Jan Böhmermann twittert: „Alaaf! Heute als ‚Sexy Krankenschwester‘ auf der Zülpicher Straße, an Weihnachten als ‚Sexy Intubierte‘ in der Uniklinik!“ Der Hashtag #Karneval trendet wie kein anderer heute. Viele empörte Twitter-User*innen verweisen auf die Parallelität des Katastrophenfalls in Bayern und der tobenden Karnevalsmenge in Köln. Andere ziehen in Zweifel, dass Eigenverantwortung und Karneval kompatibel sind. Die Heute-Show twittert: „Dei 18 fährt dieses Jahr nicht nach Istanbul, sondern zur Uniklinik.“

Das Festkomitee-Präsident Christoph Kuckelkorn, der im realen Leben Bestattungsunternehmer ist, wird mit seiner Einstellung als Realsatire bezeichnet: „RL einfach besser als jede Satire. Kölle Alaaf und R.I.P.“ schreibt ein User und postet darunter Bilder von Kuckelkorn in beiden Rollen. Auch der „Tagesspiegel“ verwies auf diesen Zusammenhang und schrieb: „‚Wir wissen, was wir tun‘: Wenn ausgerechnet ein Bestatter den Karneval in der Pandemie am Leben hält Feiern mitten in der Pandemie – ist das Wahnsinn? Nein, sagt der Präsident des Kölner Festkomitees Christoph Kuckelkorn. Aber so wie früher wird es nicht sein.“

Ein anderer User zieht den Vergleich zu Ischgl: „Die Bilder vom #Karneval in #Köln haben schon so leichte Ischgl-im-Frühjahr-2020-Vibes.“ Auch der Vergleich mit Heinsberg und der Karnevalssitzung in Gangelt zu Beginn der Pandemie wird immer wieder gezogen.

Ein Twitterer sagt: „Die Bilder vom #Karneval in Köln sind die Spitze der ultimativen Arschtritte für alle Pflegenden, für alle in den Notdiensten, für alle, die Angehörige und Freunde und/oder die Freude an ihrem Beruf verloren haben in den letzten 2 Jahren.
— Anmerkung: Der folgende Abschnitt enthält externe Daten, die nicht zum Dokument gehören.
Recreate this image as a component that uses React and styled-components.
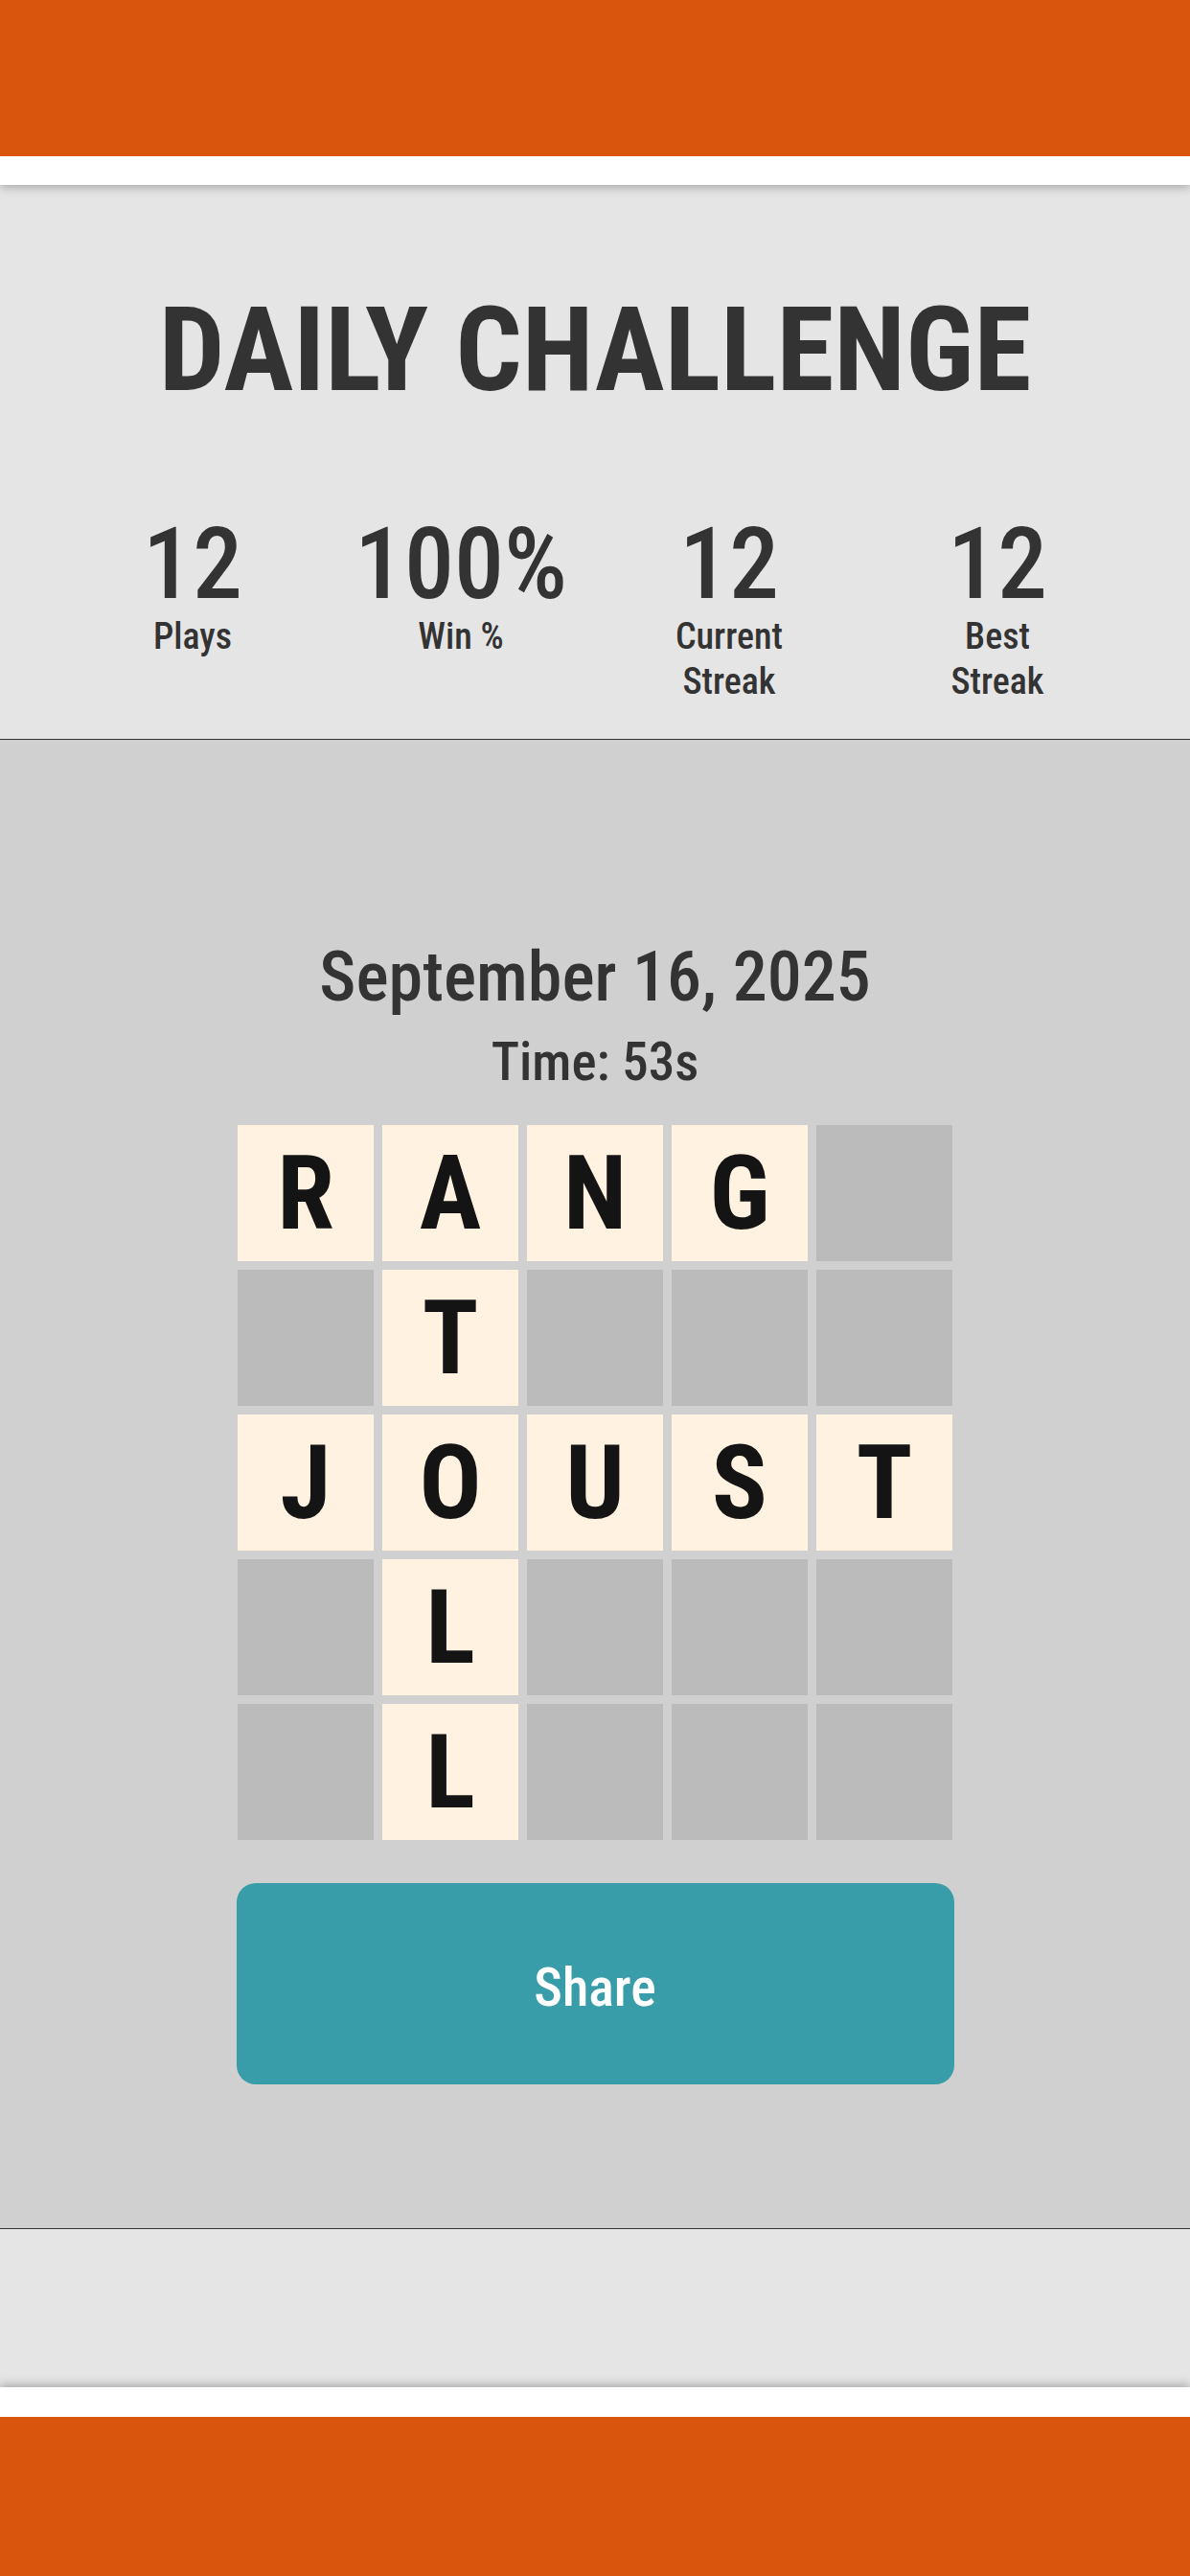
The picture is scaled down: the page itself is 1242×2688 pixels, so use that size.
import React from 'react';
import styled, { createGlobalStyle } from 'styled-components';

const GlobalStyle = createGlobalStyle`
    html, body {
        margin: 0;
        padding: 0;
        background: #d0d0d0;
    }
    body {
        font-family: "Roboto Condensed", Roboto, "Liberation Sans Narrow", sans-serif;
        font-stretch: condensed;
        color: #333333;
    }
`;

const Page = styled.div`
    display: flex;
    flex-direction: column;
    min-height: 100vh;
`;

const Bar = styled.div`
    position: relative;
    z-index: 2;
    height: ${({ $bottom }) => $bottom ? '166px' : '163px'};
    background: #d9550e;
    border-${({ $bottom }) => $bottom ? 'top' : 'bottom'}: ${({ $bottom }) => $bottom ? '31px' : '30px'} solid #ffffff;
    box-shadow: 0 ${({ $bottom }) => $bottom ? '-3px' : '3px'} 9px rgba(0, 0, 0, 0.25);
`;

const Header = styled.header`
    height: 579px;
    box-sizing: border-box;
    padding-top: 100px;
    background: #e5e5e5;
    border-bottom: 1px solid #333333;
    text-align: center;
`;

const Title = styled.h1`
    margin: 0;
    font-size: 122px;
    font-weight: 700;
    line-height: 1.2;
    color: #333333;
`;

const Stats = styled.div`
    display: grid;
    grid-template-columns: repeat(4, 1fr);
    padding: 0 61px;
    margin-top: 98px;
`;

const Stat = styled.div`
    display: flex;
    flex-direction: column;
    align-items: center;
`;

const StatValue = styled.div`
    font-size: 104px;
    font-weight: 500;
    line-height: 104px;
`;

const StatLabel = styled.div`
    font-size: 38px;
    font-weight: 500;
    line-height: 46.7px;
    text-align: center;
`;

const Main = styled.main`
    flex: 1;
    display: flex;
    flex-direction: column;
    align-items: center;
    padding-top: 205px;
    background: #d0d0d0;
`;

const DateLine = styled.div`
    font-size: 72px;
    font-weight: 500;
    line-height: 1.2;
`;

const TimeLine = styled.div`
    margin-top: 12px;
    font-size: 55px;
    font-weight: 500;
    line-height: 1.2;
`;

const Grid = styled.div`
    display: grid;
    grid-template-columns: repeat(5, 142px);
    grid-auto-rows: 142px;
    gap: 9px;
    margin-top: 33px;
`;

const Tile = styled.div`
    display: flex;
    align-items: center;
    justify-content: center;
    background: ${({ $filled }) => $filled ? '#fff2e0' : '#bbbbbb'};
    color: #141414;
    font-size: 108px;
    font-weight: 700;
    line-height: 1;
`;

const ShareButton = styled.button`
    width: 749px;
    height: 210px;
    margin-top: 45px;
    padding: 8px 0 0;
    border: none;
    border-radius: 20px;
    background: #389da9;
    color: #ffffff;
    font-family: inherit;
    font-stretch: inherit;
    font-size: 56px;
    font-weight: 500;
    cursor: pointer;
`;

const Footer = styled.footer`
    height: 166px;
    box-sizing: border-box;
    background: #e5e5e5;
    border-top: 1px solid #333333;
`;

const stats = [
    { value: '12', label: 'Plays' },
    { value: '100%', label: 'Win %' },
    { value: '12', label: ['Current', 'Streak'] },
    { value: '12', label: ['Best', 'Streak'] },
];

const board = [
    'RANG ',
    ' T   ',
    'JOUST',
    ' L   ',
    ' L   ',
];

const App = () => {
    return (
        <Page>
            <GlobalStyle />
            <Bar />

            {/* TITLE AND STATS */}
            <Header>
                <Title>DAILY CHALLENGE</Title>
                <Stats>
                    {
                        stats.map((stat, i) => (
                            <Stat key={i}>
                                <StatValue>{stat.value}</StatValue>
                                <StatLabel>
                                    {Array.isArray(stat.label)
                                        ? stat.label.map(line => <div key={line}>{line}</div>)
                                        : stat.label}
                                </StatLabel>
                            </Stat>
                        ))
                    }
                </Stats>
            </Header>

            {/* RESULT BOARD */}
            <Main>
                <DateLine>September 16, 2025</DateLine>
                <TimeLine>Time: 53s</TimeLine>
                <Grid>
                    {
                        board.map((row, r) => row.split('').map((ch, c) => (
                            <Tile key={`${r}-${c}`} $filled={ch !== ' '}>{ch.trim()}</Tile>
                        )))
                    }
                </Grid>
                <ShareButton>Share</ShareButton>
            </Main>

            <Footer />
            <Bar $bottom />
        </Page>
    )
}

export default App;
Verachtenswert. Schämt euch.“

Kritik nicht nur auf Twitter

Der Weltärztepräsident Ulrich Montgomery erklärte auf „RTL“ dass die Szenen aus Köln und die Pandemie nicht zusammenpaßten. Es habe ihn gegraust diese Bilder zu sehen.

Kurz nachdem der Countdown auf der Bühne am Heumarkt abgeschlossen war, appellierte Oberbürgermeisterin Henriette Reker an die Jecken sich an die Regeln zu halten und sagte voraus, was nur wenige Stunden danach passierte: „Wir wollen doch alle nicht erleben, dass wir kritisiert werden.“ Die „Welt“ titelte: „‚Weihnachten als ‚Sexy Intubierte‘ in der Uniklinik!‘ – Kritik am Karnevalstreiben“, der „Deutschlandfunk“ schreibt „Kölns OB Reker verteidigt Karneval-Feiern mit 2G gegen Kritik“ oder „Spiegel“ Online titelt: „Vernunft trifft auf Enthemmung“.